>> Begin DATA ROWS
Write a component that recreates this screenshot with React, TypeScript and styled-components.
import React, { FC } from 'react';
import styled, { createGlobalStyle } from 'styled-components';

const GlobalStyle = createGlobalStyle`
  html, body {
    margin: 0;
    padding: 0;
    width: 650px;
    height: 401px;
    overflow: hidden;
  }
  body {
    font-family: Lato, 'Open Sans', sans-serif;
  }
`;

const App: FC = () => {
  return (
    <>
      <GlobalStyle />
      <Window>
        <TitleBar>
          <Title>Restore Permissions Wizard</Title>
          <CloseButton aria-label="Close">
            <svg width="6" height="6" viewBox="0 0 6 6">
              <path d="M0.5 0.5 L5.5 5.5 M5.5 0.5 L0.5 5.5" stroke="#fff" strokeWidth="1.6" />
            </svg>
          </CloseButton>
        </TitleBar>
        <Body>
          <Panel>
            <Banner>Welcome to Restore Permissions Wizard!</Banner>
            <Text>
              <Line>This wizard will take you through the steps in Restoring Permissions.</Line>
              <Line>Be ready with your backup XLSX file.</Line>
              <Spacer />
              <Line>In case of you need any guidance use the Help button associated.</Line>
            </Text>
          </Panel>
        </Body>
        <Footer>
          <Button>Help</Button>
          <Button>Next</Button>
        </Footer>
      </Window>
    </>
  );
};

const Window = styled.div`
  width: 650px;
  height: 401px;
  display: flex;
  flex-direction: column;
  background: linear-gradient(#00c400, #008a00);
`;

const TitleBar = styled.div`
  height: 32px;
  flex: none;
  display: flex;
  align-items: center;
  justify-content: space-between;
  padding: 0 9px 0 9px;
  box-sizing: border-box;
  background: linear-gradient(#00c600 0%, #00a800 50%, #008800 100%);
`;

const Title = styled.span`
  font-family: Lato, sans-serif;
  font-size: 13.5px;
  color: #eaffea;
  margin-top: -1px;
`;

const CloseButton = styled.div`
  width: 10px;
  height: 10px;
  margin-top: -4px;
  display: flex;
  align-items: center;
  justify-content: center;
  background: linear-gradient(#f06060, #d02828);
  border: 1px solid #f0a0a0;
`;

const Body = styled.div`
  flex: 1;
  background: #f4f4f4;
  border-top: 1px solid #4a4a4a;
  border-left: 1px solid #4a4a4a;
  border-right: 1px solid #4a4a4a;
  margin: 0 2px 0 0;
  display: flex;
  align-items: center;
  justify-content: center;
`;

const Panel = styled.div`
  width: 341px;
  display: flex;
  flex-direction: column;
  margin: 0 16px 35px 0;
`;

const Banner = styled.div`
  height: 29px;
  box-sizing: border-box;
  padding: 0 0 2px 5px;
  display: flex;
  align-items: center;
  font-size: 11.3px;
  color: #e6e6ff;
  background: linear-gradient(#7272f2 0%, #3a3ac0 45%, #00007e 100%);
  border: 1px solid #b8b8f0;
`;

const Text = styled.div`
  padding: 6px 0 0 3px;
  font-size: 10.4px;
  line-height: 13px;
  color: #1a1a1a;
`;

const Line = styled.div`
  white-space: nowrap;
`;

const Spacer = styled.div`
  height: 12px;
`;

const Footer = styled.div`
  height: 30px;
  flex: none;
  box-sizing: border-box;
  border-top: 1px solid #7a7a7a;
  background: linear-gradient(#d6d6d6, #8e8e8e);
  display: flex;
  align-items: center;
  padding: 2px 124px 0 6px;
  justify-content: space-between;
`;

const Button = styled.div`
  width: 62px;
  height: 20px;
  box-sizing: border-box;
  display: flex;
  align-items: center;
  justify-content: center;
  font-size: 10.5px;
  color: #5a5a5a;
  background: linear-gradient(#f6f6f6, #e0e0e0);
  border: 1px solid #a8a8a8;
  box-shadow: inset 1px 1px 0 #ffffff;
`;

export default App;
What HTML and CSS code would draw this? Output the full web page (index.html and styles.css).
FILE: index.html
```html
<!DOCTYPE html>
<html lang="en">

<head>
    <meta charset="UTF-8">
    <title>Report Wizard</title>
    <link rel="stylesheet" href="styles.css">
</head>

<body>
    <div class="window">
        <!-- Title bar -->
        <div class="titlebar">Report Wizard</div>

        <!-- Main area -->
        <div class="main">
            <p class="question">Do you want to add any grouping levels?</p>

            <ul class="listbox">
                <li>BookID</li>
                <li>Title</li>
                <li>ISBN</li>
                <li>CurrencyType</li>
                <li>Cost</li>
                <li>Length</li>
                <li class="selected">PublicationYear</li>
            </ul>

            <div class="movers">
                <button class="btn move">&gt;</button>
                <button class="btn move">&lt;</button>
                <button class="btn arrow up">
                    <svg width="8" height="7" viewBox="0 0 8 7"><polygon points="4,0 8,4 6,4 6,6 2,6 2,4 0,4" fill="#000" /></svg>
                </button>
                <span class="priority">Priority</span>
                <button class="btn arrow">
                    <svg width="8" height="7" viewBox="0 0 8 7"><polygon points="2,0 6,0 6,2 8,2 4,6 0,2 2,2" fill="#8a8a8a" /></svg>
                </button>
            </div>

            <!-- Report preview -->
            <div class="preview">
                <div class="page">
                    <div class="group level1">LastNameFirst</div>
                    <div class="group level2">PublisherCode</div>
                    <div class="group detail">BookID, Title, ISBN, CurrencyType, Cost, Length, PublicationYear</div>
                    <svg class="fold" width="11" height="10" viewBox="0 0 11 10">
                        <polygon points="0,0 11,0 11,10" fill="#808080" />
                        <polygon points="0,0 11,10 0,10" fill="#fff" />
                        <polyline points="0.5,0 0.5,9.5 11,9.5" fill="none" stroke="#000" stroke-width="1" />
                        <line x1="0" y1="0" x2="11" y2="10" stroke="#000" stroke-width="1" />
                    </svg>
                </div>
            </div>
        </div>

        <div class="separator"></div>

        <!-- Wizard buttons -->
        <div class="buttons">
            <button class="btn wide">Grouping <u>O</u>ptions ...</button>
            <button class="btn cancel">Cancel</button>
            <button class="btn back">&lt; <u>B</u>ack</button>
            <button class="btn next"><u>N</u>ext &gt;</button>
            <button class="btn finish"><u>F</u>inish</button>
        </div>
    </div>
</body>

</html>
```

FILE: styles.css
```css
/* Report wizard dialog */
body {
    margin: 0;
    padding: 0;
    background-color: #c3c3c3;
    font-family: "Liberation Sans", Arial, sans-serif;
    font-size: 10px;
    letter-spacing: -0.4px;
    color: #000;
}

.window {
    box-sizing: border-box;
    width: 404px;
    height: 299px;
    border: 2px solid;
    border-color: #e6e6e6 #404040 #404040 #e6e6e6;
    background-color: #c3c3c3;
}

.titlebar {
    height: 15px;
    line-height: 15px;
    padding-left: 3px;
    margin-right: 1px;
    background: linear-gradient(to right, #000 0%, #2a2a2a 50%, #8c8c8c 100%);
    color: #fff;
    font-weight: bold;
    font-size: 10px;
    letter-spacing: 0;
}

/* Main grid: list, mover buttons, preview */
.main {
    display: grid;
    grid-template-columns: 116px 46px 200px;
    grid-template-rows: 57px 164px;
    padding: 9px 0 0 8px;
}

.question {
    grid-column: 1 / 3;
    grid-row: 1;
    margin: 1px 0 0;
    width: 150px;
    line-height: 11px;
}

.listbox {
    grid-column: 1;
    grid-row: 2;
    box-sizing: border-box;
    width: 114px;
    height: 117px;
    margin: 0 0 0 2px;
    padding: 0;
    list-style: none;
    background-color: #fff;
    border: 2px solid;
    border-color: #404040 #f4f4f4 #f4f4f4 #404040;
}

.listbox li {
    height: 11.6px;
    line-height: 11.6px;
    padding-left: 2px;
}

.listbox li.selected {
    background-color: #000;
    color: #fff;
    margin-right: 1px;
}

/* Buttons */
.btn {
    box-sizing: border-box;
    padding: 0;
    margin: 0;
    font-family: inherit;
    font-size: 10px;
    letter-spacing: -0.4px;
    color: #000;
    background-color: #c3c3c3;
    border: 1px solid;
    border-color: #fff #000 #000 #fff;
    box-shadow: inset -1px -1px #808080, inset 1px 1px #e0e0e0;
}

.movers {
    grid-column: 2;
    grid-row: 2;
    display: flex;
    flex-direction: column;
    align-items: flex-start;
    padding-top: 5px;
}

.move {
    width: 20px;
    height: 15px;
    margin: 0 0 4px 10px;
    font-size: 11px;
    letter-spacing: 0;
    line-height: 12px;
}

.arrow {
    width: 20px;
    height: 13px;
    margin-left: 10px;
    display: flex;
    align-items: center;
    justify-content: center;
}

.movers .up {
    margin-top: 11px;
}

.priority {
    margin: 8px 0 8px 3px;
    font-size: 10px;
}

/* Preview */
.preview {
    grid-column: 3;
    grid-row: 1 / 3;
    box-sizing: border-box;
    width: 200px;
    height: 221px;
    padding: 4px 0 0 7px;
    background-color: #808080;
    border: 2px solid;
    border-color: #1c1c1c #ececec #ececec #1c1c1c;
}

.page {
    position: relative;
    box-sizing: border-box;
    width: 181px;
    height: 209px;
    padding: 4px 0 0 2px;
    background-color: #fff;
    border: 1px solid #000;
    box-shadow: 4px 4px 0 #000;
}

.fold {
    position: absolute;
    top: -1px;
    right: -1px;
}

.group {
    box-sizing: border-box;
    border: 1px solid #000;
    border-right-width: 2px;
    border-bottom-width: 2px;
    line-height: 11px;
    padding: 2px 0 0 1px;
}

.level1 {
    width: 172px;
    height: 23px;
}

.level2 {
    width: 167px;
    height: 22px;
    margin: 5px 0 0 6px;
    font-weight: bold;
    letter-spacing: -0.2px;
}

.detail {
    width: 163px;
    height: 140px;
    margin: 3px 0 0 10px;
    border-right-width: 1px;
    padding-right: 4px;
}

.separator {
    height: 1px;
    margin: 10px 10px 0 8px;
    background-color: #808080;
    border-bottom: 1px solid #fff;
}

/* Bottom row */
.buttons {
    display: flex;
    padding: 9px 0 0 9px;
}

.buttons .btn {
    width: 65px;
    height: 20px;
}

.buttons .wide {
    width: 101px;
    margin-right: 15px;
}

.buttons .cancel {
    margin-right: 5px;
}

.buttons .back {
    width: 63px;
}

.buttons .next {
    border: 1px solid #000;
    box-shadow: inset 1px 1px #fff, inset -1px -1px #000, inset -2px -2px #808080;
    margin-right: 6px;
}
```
>> End DATA ROWS
>> Begin DATA ROWS
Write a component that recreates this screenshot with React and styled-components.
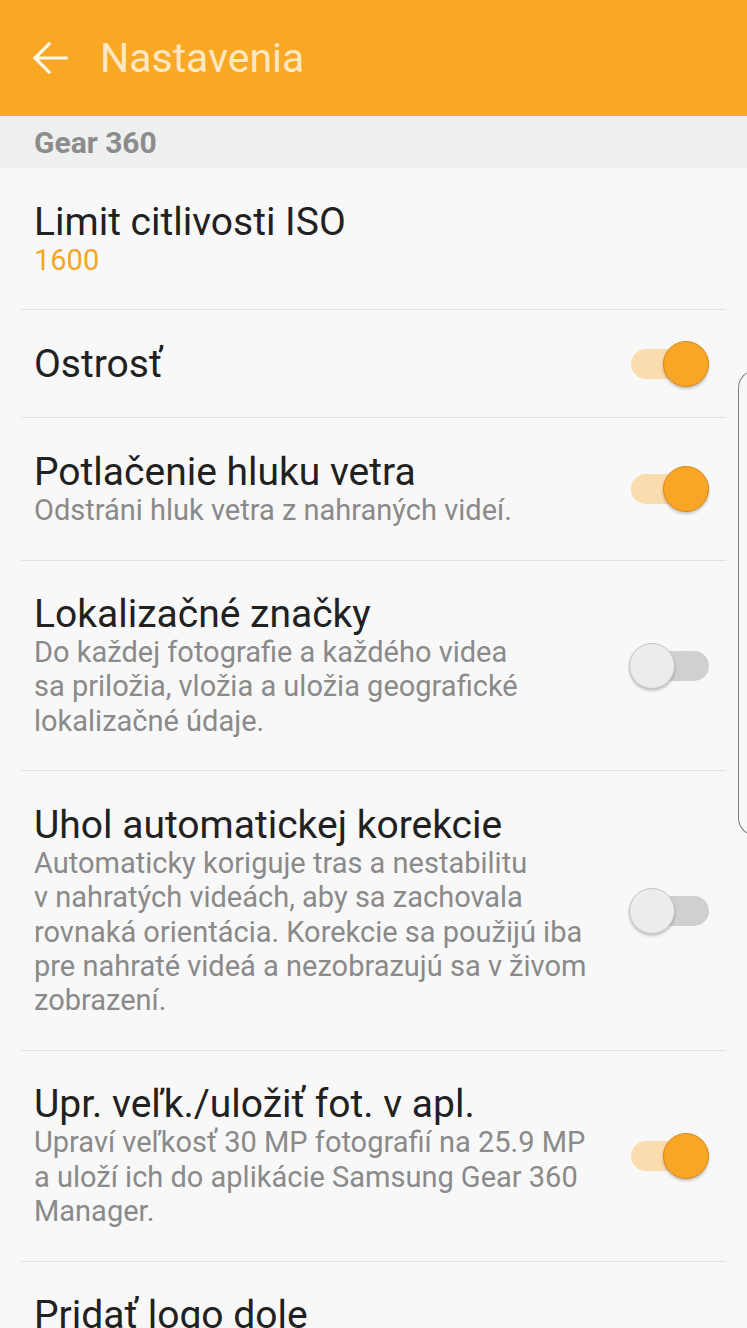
>> End DATA ROWS
>> Begin DATA ROWS
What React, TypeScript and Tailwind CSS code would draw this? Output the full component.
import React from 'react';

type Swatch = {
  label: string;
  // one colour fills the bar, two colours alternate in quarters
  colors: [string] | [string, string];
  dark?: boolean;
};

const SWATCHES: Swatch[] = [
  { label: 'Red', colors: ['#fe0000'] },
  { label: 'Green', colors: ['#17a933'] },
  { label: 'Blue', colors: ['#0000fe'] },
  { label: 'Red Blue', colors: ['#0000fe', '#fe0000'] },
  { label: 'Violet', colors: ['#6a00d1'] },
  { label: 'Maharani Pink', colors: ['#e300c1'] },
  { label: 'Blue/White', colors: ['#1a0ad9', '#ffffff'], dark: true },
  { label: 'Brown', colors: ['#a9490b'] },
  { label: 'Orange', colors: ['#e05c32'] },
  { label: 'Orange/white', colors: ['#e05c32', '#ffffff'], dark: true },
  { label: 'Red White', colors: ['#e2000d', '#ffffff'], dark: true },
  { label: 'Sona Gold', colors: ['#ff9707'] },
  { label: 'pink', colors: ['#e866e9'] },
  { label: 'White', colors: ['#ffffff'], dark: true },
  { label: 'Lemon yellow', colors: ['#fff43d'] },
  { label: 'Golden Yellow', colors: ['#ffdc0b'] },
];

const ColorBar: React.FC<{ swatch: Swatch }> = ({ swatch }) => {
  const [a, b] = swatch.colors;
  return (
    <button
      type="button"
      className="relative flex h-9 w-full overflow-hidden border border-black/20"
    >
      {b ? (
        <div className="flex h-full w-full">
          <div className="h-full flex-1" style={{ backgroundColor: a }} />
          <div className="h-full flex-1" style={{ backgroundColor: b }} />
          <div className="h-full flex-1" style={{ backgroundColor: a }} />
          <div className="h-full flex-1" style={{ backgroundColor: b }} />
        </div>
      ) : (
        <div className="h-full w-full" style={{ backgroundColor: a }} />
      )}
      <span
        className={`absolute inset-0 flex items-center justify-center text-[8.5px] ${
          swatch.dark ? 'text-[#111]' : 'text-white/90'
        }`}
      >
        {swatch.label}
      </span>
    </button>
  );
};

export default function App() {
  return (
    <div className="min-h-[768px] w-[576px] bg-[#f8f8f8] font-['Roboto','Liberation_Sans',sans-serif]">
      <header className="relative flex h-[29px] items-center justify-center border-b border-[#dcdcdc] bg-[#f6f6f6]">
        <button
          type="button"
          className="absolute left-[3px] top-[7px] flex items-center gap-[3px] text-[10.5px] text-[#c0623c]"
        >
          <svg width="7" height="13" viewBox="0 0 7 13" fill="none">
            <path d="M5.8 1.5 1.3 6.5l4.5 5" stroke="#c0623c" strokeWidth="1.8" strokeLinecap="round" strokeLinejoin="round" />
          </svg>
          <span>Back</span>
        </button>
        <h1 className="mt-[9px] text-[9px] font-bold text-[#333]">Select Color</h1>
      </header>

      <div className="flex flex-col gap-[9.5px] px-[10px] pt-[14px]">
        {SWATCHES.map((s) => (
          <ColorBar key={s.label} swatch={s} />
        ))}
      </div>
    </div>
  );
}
>> End DATA ROWS
- **SHORT EXERCISE**
Report only the count of lines that include the string "index".

- **SOLUTION BELOW**
2